Indiana Jones and the Kingdom of the Crystal Skull
'The Crystal Skulls' (10:12) deals with the fabled crystal skulls themselves. Spielberg, Lucas and others talk about the different skulls found across the world and the belief that they may be alien in origin. Lucas explains how this anchoring in 'reality' shaped the storyline to a degree. There's also behind-the-scenes footage of the creation of the skulls and the alien 'greys' and giant crystal skeletons.

'Iconic Props' (10:02) goes behind the scenes with the property master as he takes us through the various swords, armour, Area 51 artefacts and other weird and wonderful props used in the film. This sort of thing is always interesting, but I wish it had been a bit longer and covered some of the previous movies, although I'm guessing we'll eventually see something like that when the whole saga is released in one big boxed set.

Indiana Jones and the Kingdom of the Crystal Skull
'The Effects of Indy' (22.44) details the various visual effects techniques used to bring the action to life, from practical miniatures and compositing  to ILM's digital work. It was nice to see how the effects were created, and especially interesting to see how much of the work was actually digital and how much was merely enhanced with CGI.

'Adventures in Post-Production' (12:46) deals with the tasks of editing, sound design and scoring. Spielberg sets a lot of the introductions up, and there are interviews with Ben Burtt (who named his son Benny Burtt, if you can believe it) and John Williams among others. The featurette mostly concentrates on the audio elements of pre-production, mostly likely because the other stuff is covered in greater detail elsewhere.
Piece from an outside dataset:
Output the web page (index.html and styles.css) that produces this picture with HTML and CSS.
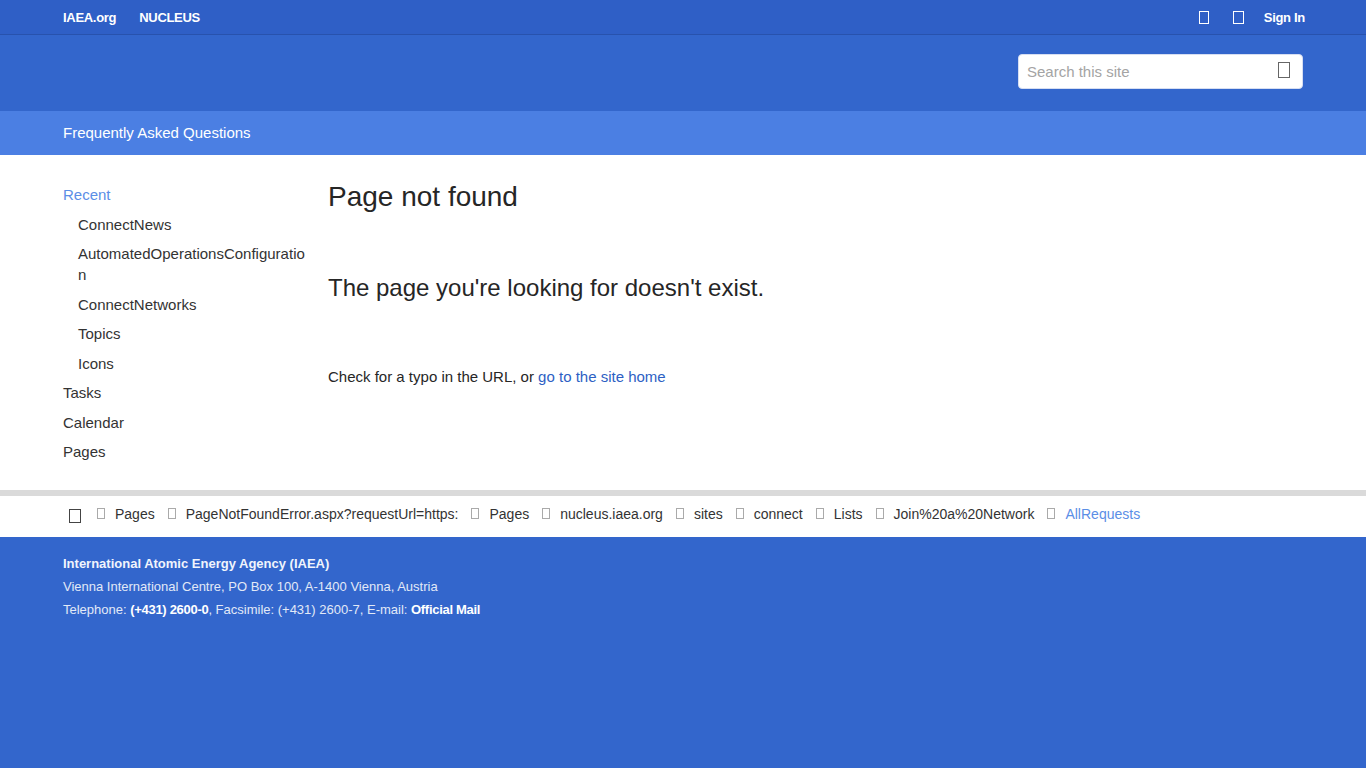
FILE: index.html
```html
<!DOCTYPE html>
<html lang="en">
<head>
<meta charset="utf-8">
<title>Page not found</title>
<link rel="stylesheet" href="styles.css">
</head>
<body>
<div class="topbar">
  <div class="container topbar-inner">
    <div class="toplinks">
      <a href="#">IAEA.org</a>
      <a href="#">NUCLEUS</a>
    </div>
    <div class="topright">
      <span class="tofu tofu-top"></span>
      <span class="tofu tofu-top tofu-wide"></span>
      <a href="#">Sign In</a>
    </div>
  </div>
</div>
<header class="header">
  <div class="container header-inner">
    <div class="search">
      <span class="placeholder">Search this site</span>
      <span class="tofu tofu-search"></span>
    </div>
  </div>
</header>
<nav class="navbar">
  <div class="container">
    <a href="#" class="navlink">Frequently Asked Questions</a>
  </div>
</nav>
<div class="content-wrap">
  <main class="container content">
    <aside class="sidebar">
      <a href="#" class="side-item active">Recent</a>
      <a href="#" class="side-item sub">ConnectNews</a>
      <a href="#" class="side-item sub">AutomatedOperationsConfiguration</a>
      <a href="#" class="side-item sub">ConnectNetworks</a>
      <a href="#" class="side-item sub">Topics</a>
      <a href="#" class="side-item sub">Icons</a>
      <a href="#" class="side-item">Tasks</a>
      <a href="#" class="side-item">Calendar</a>
      <a href="#" class="side-item">Pages</a>
    </aside>
    <section class="main">
      <h1>Page not found</h1>
      <h2>The page you're looking for doesn't exist.</h2>
      <p>Check for a typo in the URL, or <a href="#">go to the site home</a></p>
    </section>
  </main>
</div>
<div class="crumbs">
  <div class="container crumbs-inner">
    <span class="tofu tofu-home"></span>
    <span class="crumb first"><span class="tofu tofu-sep"></span>Pages</span>
    <span class="crumb"><span class="tofu tofu-sep"></span>PageNotFoundError.aspx?requestUrl=https:</span>
    <span class="crumb"><span class="tofu tofu-sep"></span>Pages</span>
    <span class="crumb"><span class="tofu tofu-sep"></span>nucleus.iaea.org</span>
    <span class="crumb"><span class="tofu tofu-sep"></span>sites</span>
    <span class="crumb"><span class="tofu tofu-sep"></span>connect</span>
    <span class="crumb"><span class="tofu tofu-sep"></span>Lists</span>
    <span class="crumb"><span class="tofu tofu-sep"></span>Join%20a%20Network</span>
    <span class="crumb current"><span class="tofu tofu-sep"></span>AllRequests</span>
  </div>
</div>
<footer class="footer">
  <div class="container">
    <div class="f-title">International Atomic Energy Agency (IAEA)</div>
    <div class="f-line">Vienna International Centre, PO Box 100, A-1400 Vienna, Austria</div>
    <div class="f-line">Telephone: <b>(+431) 2600-0</b>, Facsimile: (+431) 2600-7, E-mail: <b>Official Mail</b></div>
  </div>
</footer>
</body>
</html>
```
FILE: styles.css
```css
html, body {
  margin: 0;
  padding: 0;
}
body {
  font-family: "Liberation Sans", Arial, sans-serif;
  color: #333;
  background: #3366cc;
}
a { text-decoration: none; color: inherit; }
.container {
  width: 1240px;
  margin: 0 auto;
  box-sizing: border-box;
}
.tofu {
  display: inline-block;
  box-sizing: border-box;
  border: 1px solid currentColor;
}

/* top bar */
.topbar {
  background: #2f5fc6;
  border-bottom: 1px solid #2852ad;
  height: 35px;
  box-sizing: border-box;
}
.topbar-inner {
  display: flex;
  justify-content: space-between;
  align-items: center;
  height: 34px;
}
.toplinks {
  display: flex;
  gap: 23px;
}
.toplinks a, .topright a {
  color: #fff;
  font-weight: bold;
  font-size: 13px;
  letter-spacing: -0.3px;
}
.topright {
  display: flex;
  align-items: center;
  color: #fff;
  margin-right: -2px;
}
.tofu-top {
  width: 10px;
  height: 13px;
  margin-right: 24px;
  margin-left: 2px;
}
.tofu-wide { width: 11px; margin-right: 20px; margin-left: 0; }

/* header */
.header {
  background: #3366cc;
  height: 76px;
}
.header-inner {
  display: flex;
  justify-content: flex-end;
  padding-top: 19px;
}
.search {
  width: 285px;
  height: 35px;
  background: #fff;
  border-radius: 4px;
  display: flex;
  align-items: center;
  justify-content: space-between;
  padding: 0 12px 0 8px;
  box-sizing: border-box;
  border: 1px solid #d6def2;
}
.placeholder {
  color: #a4a4a4;
  font-size: 15px;
}
.tofu-search {
  width: 12px;
  height: 16px;
  color: #666;
  margin-top: -4px;
}

/* nav */
.navbar {
  background: #4b7fe3;
  height: 44px;
  display: flex;
  align-items: center;
}
.navlink {
  color: #fff;
  font-size: 15px;
}

/* content */
.content-wrap {
  background: #fff;
}
.content {
  display: flex;
  padding-top: 25px;
  height: 335px;
}
.sidebar {
  width: 243px;
  flex: none;
  display: flex;
  flex-direction: column;
}
.side-item {
  font-size: 15px;
  line-height: 21px;
  padding: 4px 0 4.5px;
  color: #333;
  word-break: break-all;
}
.side-item.sub { padding-left: 15px; }
.side-item.active { color: #5b8ee6; }
.main {
  padding-left: 22px;
}
.main h1 {
  font-weight: normal;
  font-size: 28px;
  line-height: 34px;
  margin: 0;
  color: #262626;
}
.main h2 {
  font-weight: normal;
  font-size: 24px;
  line-height: 30px;
  margin: 59px 0 0;
  color: #262626;
}
.main p {
  font-size: 15px;
  margin: 65px 0 0;
  color: #262626;
}
.main p a { color: #2d5fc4; }

/* breadcrumbs */
.crumbs {
  background: #fff;
  border-top: 6px solid #dadada;
  height: 47px;
  box-sizing: border-box;
}
.crumbs-inner {
  display: flex;
  align-items: center;
  height: 41px;
  padding-bottom: 6px;
  font-size: 14px;
  color: #333;
}
.tofu-home {
  width: 12px;
  height: 14px;
  color: #444;
  margin: 4px 0 0 6px;
}
.crumb {
  display: inline-flex;
  align-items: center;
  margin-left: 13px;
}
.tofu-sep {
  width: 8px;
  height: 11px;
  color: #aaa;
  margin-right: 10px;
}
.crumb.first { margin-left: 16px; }
.crumb.current { color: #5b8ee6; }

/* footer */
.footer {
  background: #3366cc;
  padding-top: 15px;
  height: 231px;
  box-sizing: border-box;
  color: #e2e9f7;
  font-size: 13px;
  line-height: 23px;
}
.f-title { font-weight: bold; color: #f0f4fc; }
.footer b { color: #fff; letter-spacing: -0.3px; }
```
‘Closing: Team Indy’ (03:43) is a short little featurette that basically name checks virtually everyone who worked on the film. This is followed by three computer generated ‘Pre-Visualization Sequences’ with a combined running time of around thirteen minutes. Things are rounded off by a series of five still galleries and three trailers.
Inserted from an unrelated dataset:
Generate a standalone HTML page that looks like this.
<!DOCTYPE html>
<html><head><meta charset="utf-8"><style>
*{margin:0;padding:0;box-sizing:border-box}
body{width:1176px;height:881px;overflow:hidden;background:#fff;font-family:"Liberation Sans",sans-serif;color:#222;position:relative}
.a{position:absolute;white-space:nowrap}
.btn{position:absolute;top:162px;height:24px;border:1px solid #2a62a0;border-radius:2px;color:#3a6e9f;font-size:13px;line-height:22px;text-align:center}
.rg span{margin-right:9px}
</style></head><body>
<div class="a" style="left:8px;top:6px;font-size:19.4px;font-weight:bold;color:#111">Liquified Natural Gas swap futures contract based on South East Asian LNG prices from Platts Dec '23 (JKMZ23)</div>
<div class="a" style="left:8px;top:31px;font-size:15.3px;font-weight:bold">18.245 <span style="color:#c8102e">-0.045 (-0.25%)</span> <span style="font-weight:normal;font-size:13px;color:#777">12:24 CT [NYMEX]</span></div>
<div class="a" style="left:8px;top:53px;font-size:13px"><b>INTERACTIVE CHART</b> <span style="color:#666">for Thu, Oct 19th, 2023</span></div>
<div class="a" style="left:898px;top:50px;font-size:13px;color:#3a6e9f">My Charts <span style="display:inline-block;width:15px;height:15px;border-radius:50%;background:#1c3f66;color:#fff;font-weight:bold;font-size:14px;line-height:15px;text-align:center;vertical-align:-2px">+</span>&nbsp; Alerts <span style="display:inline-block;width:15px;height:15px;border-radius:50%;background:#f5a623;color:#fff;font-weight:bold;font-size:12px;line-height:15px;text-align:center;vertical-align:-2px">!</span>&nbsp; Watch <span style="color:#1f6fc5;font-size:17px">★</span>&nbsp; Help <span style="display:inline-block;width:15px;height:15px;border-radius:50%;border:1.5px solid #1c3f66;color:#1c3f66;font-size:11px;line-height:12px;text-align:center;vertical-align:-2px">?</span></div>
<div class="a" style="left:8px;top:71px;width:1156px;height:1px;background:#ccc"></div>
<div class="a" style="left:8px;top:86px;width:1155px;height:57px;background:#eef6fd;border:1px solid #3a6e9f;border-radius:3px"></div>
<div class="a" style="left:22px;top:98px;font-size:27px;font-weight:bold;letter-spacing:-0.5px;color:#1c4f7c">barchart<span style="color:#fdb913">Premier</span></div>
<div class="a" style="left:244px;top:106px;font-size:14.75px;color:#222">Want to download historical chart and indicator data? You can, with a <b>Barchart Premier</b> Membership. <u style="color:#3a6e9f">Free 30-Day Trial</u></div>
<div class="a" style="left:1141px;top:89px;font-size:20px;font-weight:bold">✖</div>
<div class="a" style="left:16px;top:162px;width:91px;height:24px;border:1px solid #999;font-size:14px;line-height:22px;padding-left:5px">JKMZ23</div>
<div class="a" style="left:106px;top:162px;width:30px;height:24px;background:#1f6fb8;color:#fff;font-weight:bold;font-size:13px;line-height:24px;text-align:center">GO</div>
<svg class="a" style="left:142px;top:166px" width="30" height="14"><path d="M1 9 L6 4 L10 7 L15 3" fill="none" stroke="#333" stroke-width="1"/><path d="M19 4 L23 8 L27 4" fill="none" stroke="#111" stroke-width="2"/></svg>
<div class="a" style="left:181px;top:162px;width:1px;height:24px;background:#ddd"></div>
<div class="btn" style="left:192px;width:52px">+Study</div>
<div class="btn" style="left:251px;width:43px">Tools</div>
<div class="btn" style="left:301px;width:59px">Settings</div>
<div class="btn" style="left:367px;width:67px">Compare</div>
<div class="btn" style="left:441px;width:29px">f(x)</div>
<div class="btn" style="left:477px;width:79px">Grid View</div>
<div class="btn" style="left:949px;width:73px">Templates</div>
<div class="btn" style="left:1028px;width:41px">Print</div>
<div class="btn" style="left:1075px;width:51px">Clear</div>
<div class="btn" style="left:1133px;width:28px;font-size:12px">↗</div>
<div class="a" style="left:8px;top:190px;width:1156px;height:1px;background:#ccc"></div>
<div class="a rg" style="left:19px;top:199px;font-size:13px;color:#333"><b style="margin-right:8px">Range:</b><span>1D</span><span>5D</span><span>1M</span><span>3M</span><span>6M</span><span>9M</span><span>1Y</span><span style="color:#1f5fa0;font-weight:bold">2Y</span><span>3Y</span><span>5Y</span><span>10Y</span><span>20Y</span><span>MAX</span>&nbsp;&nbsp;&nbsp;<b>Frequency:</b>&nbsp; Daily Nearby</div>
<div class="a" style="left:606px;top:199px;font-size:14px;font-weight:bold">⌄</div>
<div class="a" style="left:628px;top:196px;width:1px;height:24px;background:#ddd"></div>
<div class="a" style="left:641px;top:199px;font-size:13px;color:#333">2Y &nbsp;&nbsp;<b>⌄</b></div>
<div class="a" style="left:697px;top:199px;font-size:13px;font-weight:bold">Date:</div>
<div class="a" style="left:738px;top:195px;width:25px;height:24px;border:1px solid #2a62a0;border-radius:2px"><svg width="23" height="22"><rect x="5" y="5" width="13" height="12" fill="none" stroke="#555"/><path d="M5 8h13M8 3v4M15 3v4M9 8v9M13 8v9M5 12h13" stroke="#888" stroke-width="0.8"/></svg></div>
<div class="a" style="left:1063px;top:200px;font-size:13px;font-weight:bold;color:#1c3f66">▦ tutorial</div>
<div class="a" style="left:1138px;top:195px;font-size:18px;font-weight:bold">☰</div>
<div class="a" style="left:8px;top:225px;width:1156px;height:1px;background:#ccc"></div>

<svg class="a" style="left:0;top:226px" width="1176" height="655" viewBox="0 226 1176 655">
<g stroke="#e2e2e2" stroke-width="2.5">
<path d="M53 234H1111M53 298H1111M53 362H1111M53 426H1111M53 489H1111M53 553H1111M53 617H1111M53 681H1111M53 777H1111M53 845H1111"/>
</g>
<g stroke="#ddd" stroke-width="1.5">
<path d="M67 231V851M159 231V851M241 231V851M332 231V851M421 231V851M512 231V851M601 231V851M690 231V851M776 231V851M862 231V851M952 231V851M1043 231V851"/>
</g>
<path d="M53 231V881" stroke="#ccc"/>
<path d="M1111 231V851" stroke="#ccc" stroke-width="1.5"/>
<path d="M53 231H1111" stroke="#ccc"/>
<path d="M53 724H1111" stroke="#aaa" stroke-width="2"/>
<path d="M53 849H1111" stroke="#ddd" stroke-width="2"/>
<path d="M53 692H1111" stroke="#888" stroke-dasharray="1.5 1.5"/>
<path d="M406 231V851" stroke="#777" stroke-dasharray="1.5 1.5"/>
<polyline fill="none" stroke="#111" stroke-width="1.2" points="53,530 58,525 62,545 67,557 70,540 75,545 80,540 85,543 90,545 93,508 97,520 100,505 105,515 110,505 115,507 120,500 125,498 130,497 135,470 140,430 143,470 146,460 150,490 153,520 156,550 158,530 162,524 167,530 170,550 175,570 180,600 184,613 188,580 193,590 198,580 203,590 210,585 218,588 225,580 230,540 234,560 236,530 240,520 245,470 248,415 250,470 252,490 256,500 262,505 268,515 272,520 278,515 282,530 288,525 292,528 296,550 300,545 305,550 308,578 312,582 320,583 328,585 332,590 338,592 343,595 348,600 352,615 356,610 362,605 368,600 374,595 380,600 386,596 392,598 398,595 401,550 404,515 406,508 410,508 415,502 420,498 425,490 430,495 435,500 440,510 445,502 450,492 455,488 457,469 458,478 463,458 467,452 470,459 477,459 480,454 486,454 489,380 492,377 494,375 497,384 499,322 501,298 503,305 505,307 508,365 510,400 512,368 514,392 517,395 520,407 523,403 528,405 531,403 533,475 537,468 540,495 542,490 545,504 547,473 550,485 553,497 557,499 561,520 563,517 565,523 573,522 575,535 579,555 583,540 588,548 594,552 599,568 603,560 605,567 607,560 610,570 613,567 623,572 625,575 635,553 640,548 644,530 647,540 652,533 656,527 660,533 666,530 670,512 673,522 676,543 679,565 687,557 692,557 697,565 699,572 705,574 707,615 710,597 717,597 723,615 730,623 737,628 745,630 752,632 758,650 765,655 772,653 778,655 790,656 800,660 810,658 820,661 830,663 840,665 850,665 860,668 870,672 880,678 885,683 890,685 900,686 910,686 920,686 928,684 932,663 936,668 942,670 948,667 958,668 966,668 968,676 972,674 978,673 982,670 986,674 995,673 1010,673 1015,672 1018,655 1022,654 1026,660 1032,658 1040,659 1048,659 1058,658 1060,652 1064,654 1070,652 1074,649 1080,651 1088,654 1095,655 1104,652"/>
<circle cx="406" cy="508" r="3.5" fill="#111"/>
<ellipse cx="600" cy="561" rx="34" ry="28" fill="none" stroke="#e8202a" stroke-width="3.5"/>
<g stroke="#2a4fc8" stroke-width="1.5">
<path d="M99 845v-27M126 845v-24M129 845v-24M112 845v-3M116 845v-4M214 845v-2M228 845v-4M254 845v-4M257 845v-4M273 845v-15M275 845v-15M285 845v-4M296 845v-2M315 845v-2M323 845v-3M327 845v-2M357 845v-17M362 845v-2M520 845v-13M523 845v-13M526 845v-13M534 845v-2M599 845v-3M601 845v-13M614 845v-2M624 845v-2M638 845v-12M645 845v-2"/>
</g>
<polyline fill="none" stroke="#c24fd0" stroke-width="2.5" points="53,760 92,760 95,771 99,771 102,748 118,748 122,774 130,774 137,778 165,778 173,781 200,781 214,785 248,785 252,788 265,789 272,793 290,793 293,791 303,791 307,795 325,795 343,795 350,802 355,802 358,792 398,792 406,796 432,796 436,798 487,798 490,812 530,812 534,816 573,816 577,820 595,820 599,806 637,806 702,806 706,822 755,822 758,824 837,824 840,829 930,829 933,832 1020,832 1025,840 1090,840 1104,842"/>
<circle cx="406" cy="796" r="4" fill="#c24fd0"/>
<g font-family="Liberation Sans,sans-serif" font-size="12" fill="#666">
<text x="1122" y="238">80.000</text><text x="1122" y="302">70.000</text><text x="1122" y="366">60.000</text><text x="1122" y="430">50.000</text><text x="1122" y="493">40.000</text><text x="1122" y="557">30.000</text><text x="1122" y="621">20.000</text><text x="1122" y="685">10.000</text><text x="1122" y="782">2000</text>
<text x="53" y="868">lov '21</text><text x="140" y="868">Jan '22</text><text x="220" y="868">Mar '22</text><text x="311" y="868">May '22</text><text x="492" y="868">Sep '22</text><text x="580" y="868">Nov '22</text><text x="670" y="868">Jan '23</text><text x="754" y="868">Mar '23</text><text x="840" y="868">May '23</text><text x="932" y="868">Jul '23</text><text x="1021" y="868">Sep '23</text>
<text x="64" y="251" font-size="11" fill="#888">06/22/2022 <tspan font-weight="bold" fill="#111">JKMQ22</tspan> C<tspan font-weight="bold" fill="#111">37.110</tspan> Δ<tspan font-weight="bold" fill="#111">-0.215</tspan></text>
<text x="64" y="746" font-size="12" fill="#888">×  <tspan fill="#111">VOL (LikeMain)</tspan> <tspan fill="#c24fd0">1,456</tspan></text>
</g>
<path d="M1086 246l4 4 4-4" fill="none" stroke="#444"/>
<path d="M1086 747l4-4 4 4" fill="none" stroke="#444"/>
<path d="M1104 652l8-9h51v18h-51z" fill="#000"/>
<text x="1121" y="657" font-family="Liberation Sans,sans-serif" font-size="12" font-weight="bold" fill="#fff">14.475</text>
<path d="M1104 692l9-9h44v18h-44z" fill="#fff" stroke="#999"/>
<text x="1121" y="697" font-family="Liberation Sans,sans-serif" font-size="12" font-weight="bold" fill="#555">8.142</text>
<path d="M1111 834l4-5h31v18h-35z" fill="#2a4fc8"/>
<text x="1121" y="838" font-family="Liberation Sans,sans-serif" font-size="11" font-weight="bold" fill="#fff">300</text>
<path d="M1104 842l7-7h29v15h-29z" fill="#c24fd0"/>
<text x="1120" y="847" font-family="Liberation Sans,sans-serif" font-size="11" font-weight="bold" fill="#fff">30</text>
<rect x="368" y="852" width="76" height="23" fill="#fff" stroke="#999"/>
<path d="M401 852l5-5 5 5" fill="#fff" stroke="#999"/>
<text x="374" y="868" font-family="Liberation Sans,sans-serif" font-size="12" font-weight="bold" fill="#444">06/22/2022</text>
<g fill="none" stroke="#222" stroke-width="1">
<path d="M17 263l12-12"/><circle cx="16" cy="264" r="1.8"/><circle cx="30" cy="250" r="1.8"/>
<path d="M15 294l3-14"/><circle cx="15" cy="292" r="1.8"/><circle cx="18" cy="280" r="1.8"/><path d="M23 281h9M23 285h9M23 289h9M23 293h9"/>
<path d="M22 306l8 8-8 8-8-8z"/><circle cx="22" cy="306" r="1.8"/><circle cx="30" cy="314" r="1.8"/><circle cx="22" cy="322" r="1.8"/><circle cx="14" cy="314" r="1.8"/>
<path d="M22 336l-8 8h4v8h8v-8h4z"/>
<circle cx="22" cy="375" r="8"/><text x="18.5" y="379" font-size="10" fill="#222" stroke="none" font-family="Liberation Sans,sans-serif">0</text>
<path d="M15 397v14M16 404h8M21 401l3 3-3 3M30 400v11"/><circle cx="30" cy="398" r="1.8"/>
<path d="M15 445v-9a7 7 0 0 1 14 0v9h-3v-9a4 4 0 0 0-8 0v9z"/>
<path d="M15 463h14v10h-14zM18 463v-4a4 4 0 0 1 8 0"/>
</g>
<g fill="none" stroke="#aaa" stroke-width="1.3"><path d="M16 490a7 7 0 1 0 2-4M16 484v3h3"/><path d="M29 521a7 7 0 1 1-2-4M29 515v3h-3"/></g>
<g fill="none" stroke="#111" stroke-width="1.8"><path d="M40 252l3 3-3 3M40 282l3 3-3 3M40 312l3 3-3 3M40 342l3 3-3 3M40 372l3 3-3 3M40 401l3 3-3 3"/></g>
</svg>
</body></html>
Indiana Jones and the Kingdom of the Crystal Skull


I’m not claiming that Indiana Jones and the Kingdom of the Crystal Skull is a masterpiece, or even that it lives up to the standards set by the original film (it doesn’t, but let’s face it, neither did the other sequels). No, for me it’s an enjoyable way to spend some time in the company of an old friend. In fact, it’s one of the only films I’ve seen twice at the cinema this year—I liked it more the second time I saw it and I still like it after my third viewing.
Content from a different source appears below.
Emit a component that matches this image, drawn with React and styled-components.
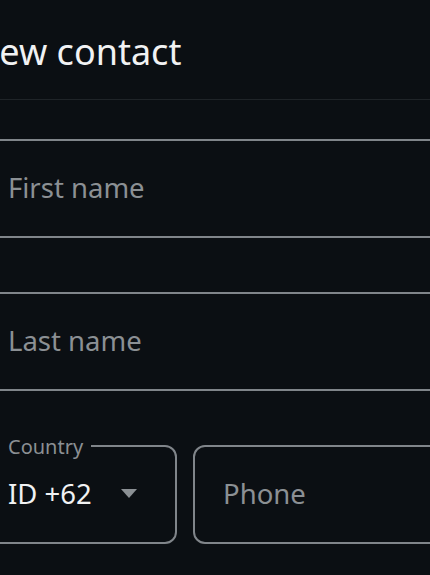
import React from "react";
import styled, { createGlobalStyle } from "styled-components";

const GlobalStyle = createGlobalStyle`
  html, body {
    margin: 0;
    padding: 0;
    background: #0b0f13;
    overflow: hidden;
  }
  body {
    font-family: "Noto Sans", "Open Sans", sans-serif;
  }
`;

const Screen = styled.div`
  width: 490px;
  height: 575px;
  margin-left: -32px;
  background: #0b0f13;
  color: #f1f2f3;
`;

const Header = styled.header`
  height: 100px;
  border-bottom: 1px solid #1f2428;
  box-sizing: border-box;
  display: flex;
  align-items: flex-start;
  padding: 27px 0 0 4px;
`;

const Title = styled.h1`
  margin: 0;
  font-size: 36px;
  font-weight: 400;
  line-height: 50px;
  color: #f1f2f3;
`;

const Form = styled.form`
  display: flex;
  flex-direction: column;
  gap: 54px;
  padding: 39px 0 0 16px;
`;

const Field = styled.div`
  position: relative;
  height: 99px;
  box-sizing: border-box;
  border: 2px solid #80858a;
  border-radius: 12px;
  display: flex;
  align-items: center;
  padding-left: ${(p) => p.$pad || 22}px;
  flex: ${(p) => (p.$grow ? 1 : "none")};
  width: ${(p) => (p.$width ? `${p.$width}px` : "auto")};
`;

const Placeholder = styled.span`
  font-size: 27.5px;
  color: #8b9094;
  line-height: 1;
  padding-bottom: 2px;
`;

const Value = styled.span`
  font-size: 27.5px;
  color: #f1f2f3;
  line-height: 1;
  padding-bottom: 2px;
`;

const FloatLabel = styled.span`
  position: absolute;
  top: -12px;
  left: 10px;
  padding: 0 8px 0 12px;
  background: #0b0f13;
  font-size: 20px;
  line-height: 24px;
  color: #8b9094;
`;

const PhoneRow = styled.div`
  display: flex;
  gap: 16px;
`;

const Caret = styled.svg`
  margin-left: 29px;
  margin-bottom: 2px;
`;

export default function App() {
  return (
    <>
      <GlobalStyle />
      <Screen>
        <Header>
          <Title>New contact</Title>
        </Header>
        <Form>
          <Field>
            <Placeholder>First name</Placeholder>
          </Field>
          <Field>
            <Placeholder>Last name</Placeholder>
          </Field>
          <PhoneRow>
            <Field $width={193}>
              <FloatLabel>Country</FloatLabel>
              <Value>ID +62</Value>
              <Caret width="16" height="9" viewBox="0 0 16 9">
                <path d="M0 0 H16 L8 9 Z" fill="#8b9094" />
              </Caret>
            </Field>
            <Field $grow $pad={28}>
              <Placeholder>Phone</Placeholder>
            </Field>
          </PhoneRow>
        </Form>
      </Screen>
    </>
  );
}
As for the DVD, well the A/V presentation is good and the extras are solid, although much of the content is in danger of repeating material covered in the 'Production Diary'. If only Spielberg had relented and recorded a commentary track, we could have had something truly special on or hands. As it stands, this is a competent release that offers an enjoyable viewing experience. I don't have a problem recommending this one to fans of the series or those in search of a decent film to while away a couple of hours.